By the time of "The Last Rose of Summer", the need for long phrases had encouraged the breath control, and Schubert's The Shepherd on the Rock, with limpid sounds from veteran clarinettist John Finucane – who brought a similar enchantment to Joan Trimble's Pool Among the Rushes – absolutely crowned the recital; you could feel Dodd's inner sense of soaring, of almost losing herself in the intensity of the moment (the Schubert performance pictured above by Luca Soners).
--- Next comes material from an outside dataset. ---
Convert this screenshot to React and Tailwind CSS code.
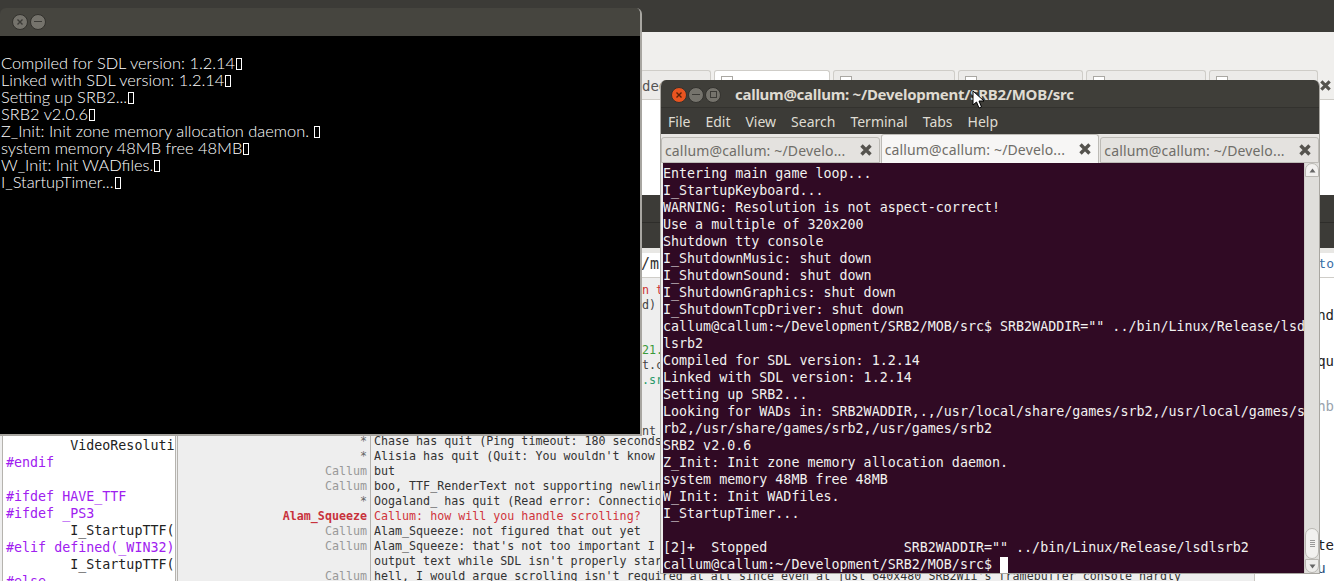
const mono = { fontFamily: '"DejaVu Sans Mono", monospace' };

const sdlLines = [
  "Compiled for SDL version: 1.2.14",
  "Linked with SDL version: 1.2.14",
  "Setting up SRB2...",
  "SRB2 v2.0.6",
  "Z_Init: Init zone memory allocation daemon. ",
  "system memory 48MB free 48MB",
  "W_Init: Init WADfiles.",
  "I_StartupTimer...",
];

const termLines = [
  "Entering main game loop...",
  "I_StartupKeyboard...",
  "WARNING: Resolution is not aspect-correct!",
  "Use a multiple of 320x200",
  "Shutdown tty console",
  "I_ShutdownMusic: shut down",
  "I_ShutdownSound: shut down",
  "I_ShutdownGraphics: shut down",
  "I_ShutdownTcpDriver: shut down",
  'callum@callum:~/Development/SRB2/MOB/src$ SRB2WADDIR="" ../bin/Linux/Release/lsd',
  "lsrb2",
  "Compiled for SDL version: 1.2.14",
  "Linked with SDL version: 1.2.14",
  "Setting up SRB2...",
  "Looking for WADs in: SRB2WADDIR,.,/usr/local/share/games/srb2,/usr/local/games/s",
  "rb2,/usr/share/games/srb2,/usr/games/srb2",
  "SRB2 v2.0.6",
  "Z_Init: Init zone memory allocation daemon.",
  "system memory 48MB free 48MB",
  "W_Init: Init WADfiles.",
  "I_StartupTimer...",
  " ",
  '[2]+  Stopped                 SRB2WADDIR="" ../bin/Linux/Release/lsdlsrb2',
];

const editorLines = [
  ["        VideoResoluti", "text-[#222]"],
  ["#endif", "text-[#a020f0]"],
  [" ", ""],
  ["#ifdef HAVE_TTF", "text-[#a020f0]"],
  ["#ifdef _PS3", "text-[#a020f0]"],
  ["        I_StartupTTF(", "text-[#222]"],
  ["#elif defined(_WIN32)", "text-[#a020f0]"],
  ["        I_StartupTTF(", "text-[#222]"],
  ["#else", "text-[#a020f0]"],
];

const chatRows = [
  ["*", "Chase has quit (Ping timeout: 180 seconds)"],
  ["*", "Alisia has quit (Quit: You wouldn't know it)"],
  ["Callum", "but"],
  ["Callum", "boo, TTF_RenderText not supporting newlines"],
  ["*", "Oogaland_ has quit (Read error: Connection reset)"],
  ["Alam_Squeeze", "Callum: how will you handle scrolling?", true],
  ["Callum", "Alam_Squeeze: not figured that out yet"],
  ["Callum", "Alam_Squeeze: that's not too important I guess"],
  ["", "output text while SDL isn't properly started"],
  ["Callum", "hell, I would argue scrolling isn't required at all since even at just 640x480 SRB2Wii's framebuffer console hardly"],
];

function BgTab({ w, active, children }) {
  return (
    <div
      className={`shrink-0 h-full border border-b-0 border-[#cfcdc8] rounded-t-[3px] overflow-hidden ${w} ${
        active ? "bg-white" : "bg-[#ecebe9] mt-[2px]"
      }`}
    >
      {children}
    </div>
  );
}

function TermTab({ active }) {
  return (
    <div
      className={`flex items-center justify-between flex-1 min-w-0 pl-[3px] pr-[6px] border border-[#bdbbb6] rounded-t-[3px] ${
        active ? "bg-[#f7f6f5] h-[29px] border-b-0" : "bg-[#e4e2df] h-[26px] mt-[3px]"
      }`}
    >
      <span
        className="text-[14px] text-[#6f6d68] whitespace-nowrap overflow-hidden"
        style={{ fontFamily: '"Noto Sans", sans-serif', letterSpacing: "0.15px" }}
      >
        callum@callum: ~/Develo...
      </span>
      <svg width="14" height="14" viewBox="0 0 14 14" className="shrink-0">
        <path d="M2.5 2.5 L11.5 11.5 M11.5 2.5 L2.5 11.5" stroke="#55534e" strokeWidth="3.4" />
      </svg>
    </div>
  );
}

function WinButton({ color, children }) {
  return (
    <div
      className={`w-[16px] h-[16px] rounded-full flex items-center justify-center border border-[#33322e] ${color}`}
    >
      {children}
    </div>
  );
}

function NoGlyph() {
  return (
    <span className="inline-block w-[6px] h-[12px] border border-white ml-[1px] align-[-1px]" />
  );
}

function DocIcon() {
  return <div className="w-[12px] h-[14px] mt-[5px] ml-[6px] bg-white border border-[#aaa8a3]" />;
}

export default function App() {
  return (
    <div className="relative w-[1334px] h-[581px] overflow-hidden bg-white">
      {/* window behind everything */}
      <div className="flex flex-col h-full">
        <div className="h-[32px] bg-[#3c3b37] shrink-0" />
        <div className="h-[38px] bg-[#f0efed] shrink-0" />
        <div
          className="h-[30px] bg-[#f0efed] border-b border-[#cfcdc8] shrink-0 flex items-end pl-[640px] gap-[3px] text-[#555]"
          style={mono}
        >
          <BgTab w="w-[71px]">
            <div className="text-[14px] leading-[30px] pl-[1px] whitespace-pre">ded</div>
          </BgTab>
          <BgTab w="w-[116px]" active>
            <DocIcon />
          </BgTab>
          <BgTab w="w-[122px]">
            <DocIcon />
          </BgTab>
          <BgTab w="w-[125px]">
            <DocIcon />
          </BgTab>
          <BgTab w="w-[120px]">
            <DocIcon />
          </BgTab>
          <BgTab w="w-[109px]">
            <DocIcon />
          </BgTab>
          <svg width="13" height="13" viewBox="0 0 14 14" className="shrink-0 mb-[7px] -ml-[2px]">
            <path d="M2.5 2.5 L11.5 11.5 M11.5 2.5 L2.5 11.5" stroke="#55534e" strokeWidth="3.4" />
          </svg>
        </div>
        <div className="h-[95px] bg-white shrink-0" />
        <div className="h-[28px] bg-[#3c3b37] border-b border-[#2e2d2a] shrink-0" />
        <div className="h-[25px] bg-[#3c3b37] shrink-0" />
        <div className="h-[5px] bg-[#e8e7e4] shrink-0" />
        <div
          className="h-[25px] bg-white border-b border-[#cfcdc8] shrink-0 flex justify-between text-[15px] text-[#333]"
          style={mono}
        >
          <span className="pl-[641px] leading-[22px]">/m</span>
          <span className="text-[#3a6ea5] text-[13px] leading-[22px]">to</span>
        </div>
        <div className="flex flex-1 min-h-0">
          <div className="w-[660px] bg-[#eeeeee] shrink-0" />
          <div
            className="flex-1 flex flex-col items-end text-[14px] text-[#222] leading-[17px] whitespace-pre pt-[29px]"
            style={mono}
          >
            <span className="h-[46px]">nd</span>
            <span className="h-[45px]">qu</span>
            <span className="h-[139px] text-[#9aa4ae]">hb</span>
            <span className="h-[23px]">te</span>
            <span className="text-[#2c4f7c]">u </span>
          </div>
        </div>
      </div>

      {/* fragments of chat visible between windows */}
      <div
        className="absolute left-[642px] top-[283px] w-[18px] h-[153px] overflow-hidden text-[11.7px] whitespace-pre leading-[15px]"
        style={mono}
      >
        <div className="text-[#c33]">n t</div>
        <div className="text-[#444]">d)</div>
        <div className="text-[#444] h-[30px]"> </div>
        <div className="text-[#3a9a3a]">21.</div>
        <div className="text-[#444]">t.c</div>
        <div className="text-[#2a9a6a]">.sr</div>
        <div className="mt-[36px] text-[#444]">nt</div>
      </div>

      {/* editor + chat */}
      <div className="absolute left-0 top-[436px] w-[1255px] h-[145px] flex overflow-hidden bg-[#eeeeee] border-r border-[#c8c6c1]">
        <div
          className="w-[174px] ml-[2px] shrink-0 bg-white border-l border-r border-[#b5b3ae] pl-[3px] pt-[1px] text-[13.33px] leading-[17px] whitespace-pre overflow-hidden"
          style={mono}
        >
          {editorLines.map(([t, c], i) => (
            <div key={i} className={`h-[17px] ${c}`}>
              {t}
            </div>
          ))}
        </div>
        <div
          className="flex-1 min-w-0 ml-[1px] border-l border-[#b5b3ae] text-[11.67px] leading-[15px] whitespace-pre overflow-hidden"
          style={mono}
        >
          {chatRows.map(([nick, msg, hi], i) => (
            <div key={i} className="flex h-[15px] first:mt-[-2px]">
              <span
                className={`w-[193px] shrink-0 text-right pr-[3px] border-r border-[#b5b3ae] ${
                  hi ? "text-[#c8323c] font-bold" : nick === "*" ? "text-[#666]" : "text-[#999]"
                }`}
              >
                {nick}
              </span>
              <span className={`pl-[3px] ${hi ? "text-[#d0343c]" : "text-[#333]"}`}>{msg}</span>
            </div>
          ))}
        </div>
      </div>

      {/* SDL window */}
      <div className="absolute left-0 top-[8px] w-[642px] h-[428px] flex flex-col rounded-t-[6px] overflow-hidden border-r-2 border-b-2 border-[#a8a6a1]">
        <div className="h-[28px] bg-[#46453f] shrink-0 flex items-center gap-[2px] pl-[12px] pb-[1px]">
          <WinButton color="bg-[#75736c]">
            <svg width="8" height="8" viewBox="0 0 8 8">
              <path d="M1.5 1.5 L6.5 6.5 M6.5 1.5 L1.5 6.5" stroke="#3c3b37" strokeWidth="1.4" />
            </svg>
          </WinButton>
          <WinButton color="bg-[#75736c]">
            <div className="w-[8px] h-[1.5px] bg-[#3c3b37]" />
          </WinButton>
        </div>
        <div
          className="flex-1 bg-black pt-[18px] text-[16.4px] leading-[17px] font-light text-white whitespace-pre pl-[1px]"
          style={{ fontFamily: "Lato, sans-serif" }}
        >
          {sdlLines.map((l, i) => (
            <div key={i} className="h-[17px]">
              {l}
              <NoGlyph />
            </div>
          ))}
        </div>
      </div>

      {/* Terminal */}
      <div className="absolute left-[660px] top-[80px] w-[660px] h-[494px] flex flex-col rounded-t-[6px] overflow-hidden border-x border-b border-[#a8a6a1] bg-[#edecea]">
        <div className="h-[28px] bg-[#3f3e39] border-b border-[#33322e] shrink-0 flex items-center pl-[10px] pt-[2px]">
          <div className="flex gap-[1px]">
            <WinButton color="bg-[#e95420]">
              <svg width="8" height="8" viewBox="0 0 8 8">
                <path d="M1.5 1.5 L6.5 6.5 M6.5 1.5 L1.5 6.5" stroke="#5a2208" strokeWidth="1.4" />
              </svg>
            </WinButton>
            <WinButton color="bg-[#75736c]">
              <div className="w-[8px] h-[1.5px] bg-[#3c3b37]" />
            </WinButton>
            <WinButton color="bg-[#75736c]">
              <div className="w-[7px] h-[7px] border border-[#3c3b37]" />
            </WinButton>
          </div>
          <span
            className="ml-[14px] text-[15px] font-bold text-[#dfdbd2] whitespace-nowrap"
            style={{ fontFamily: '"Noto Sans", sans-serif', letterSpacing: "-0.27px" }}
          >
            callum@callum: ~/Development/SRB2/MOB/src
          </span>
        </div>
        <div
          className="h-[26px] bg-[#3c3b37] shrink-0 flex items-center gap-[15px] pl-[7px] text-[14px] text-[#dfdbd2]"
          style={{ fontFamily: '"Noto Sans", sans-serif' }}
        >
          <span>File</span>
          <span>Edit</span>
          <span>View</span>
          <span>Search</span>
          <span>Terminal</span>
          <span>Tabs</span>
          <span>Help</span>
        </div>
        <div className="h-[29px] bg-[#e8e6e3] shrink-0 flex gap-[1px]">
          <TermTab />
          <TermTab active />
          <TermTab />
        </div>
        <div className="flex-1 min-h-0 flex pl-[2px] bg-[#edecea]">
          <div
            className="flex-1 min-w-0 bg-[#300a24] text-[#f2f1f0] text-[13.33px] leading-[17px] whitespace-pre overflow-hidden pt-[2px]"
            style={mono}
          >
            {termLines.map((l, i) => (
              <div key={i} className="h-[17px]">
                {l}
              </div>
            ))}
            <div className="h-[17px] flex items-center">
              <span>callum@callum:~/Development/SRB2/MOB/src$ </span>
              <span className="inline-block w-[8px] h-[16px] bg-white" />
            </div>
          </div>
          <div className="w-[15px] shrink-0 bg-[#dfdedb] flex flex-col items-stretch border-l border-[#d0cec9]">
            <div className="h-[14px] bg-[#f2f1ef] border border-[#b9b7b2] rounded-t-[7px] flex items-center justify-center">
              <svg width="7" height="5" viewBox="0 0 7 5">
                <path d="M3.5 0.5 L6.5 4.5 L0.5 4.5 Z" fill="#666" />
              </svg>
            </div>
            <div className="flex-1" />
            <div className="h-[31px] bg-[#f2f1ef] border border-[#b9b7b2] rounded-[7px] flex flex-col items-center justify-center gap-[1px]">
              <div className="w-[5px] h-px bg-[#999]" />
              <div className="w-[5px] h-px bg-[#999]" />
              <div className="w-[5px] h-px bg-[#999]" />
              <div className="w-[5px] h-px bg-[#999]" />
            </div>
            <div className="h-[14px] bg-[#efeeec] border border-[#b9b7b2] rounded-b-[7px] flex items-center justify-center">
              <svg width="7" height="5" viewBox="0 0 7 5">
                <path d="M3.5 4.5 L6.5 0.5 L0.5 0.5 Z" fill="#666" />
              </svg>
            </div>
          </div>
        </div>
      </div>

      {/* mouse pointer */}
      <svg
        width="14"
        height="19"
        viewBox="0 0 14 19"
        className="absolute left-[972px] top-[90px]"
      >
        <path
          d="M1 1 L1 15 L4.5 12 L7 18 L9.5 17 L7 11 L12 11 Z"
          fill="#fff"
          stroke="#000"
          strokeWidth="1"
          strokeLinejoin="round"
        />
      </svg>
    </div>
  );
}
Four more young singers – soprano Ami Hewitt, mezzo Gemma Ní Bhriain (also perfectly poised in songs by Ina Boyle and Clara Schumann), tenor Sean Tester and baritone David Kennedy – explored the patterns of love, nature and gossip in Brahms's Liebeslieder Waltzes. The two Collins partnered them (all six pictured right by Luca Soners), and made the refrains of Schubert's late, bittersweet Fantaisie compelling on every return. But it was Finghin's further, this time flanking, selection which left the deepest impression. Beach's companion-piece to the morn song, A Hermit Thrush at Eve, is more profound, and if that American bird has the sweetest tunes of all, our own mistle thrush comes close; serendipitously, one was singing in the woods above the Long Pools just before the concert.
Another Ros Tapestry Suite piece was flamboyant and at times threatening, Eric Sweeney's "Evening: The Lighthouse at Hook Head", and had its masterly counterpart in Schumann's "In der Nacht", No. 5 of the Op. 12 Fantasiestücke, where Finghin seemed genuinely possessed by its dark spirit, but always keeping the piano tone clear as well as powerful. Charm came before and after, with Clara's very personal "Notturno" (No. 2 of Soirées musicales) and Chopin's F sharp minor Nocturne, the ultimate balm. As with the Spaniards, revelations in the music and in the supreme artistry of the performers will continue to reverberate.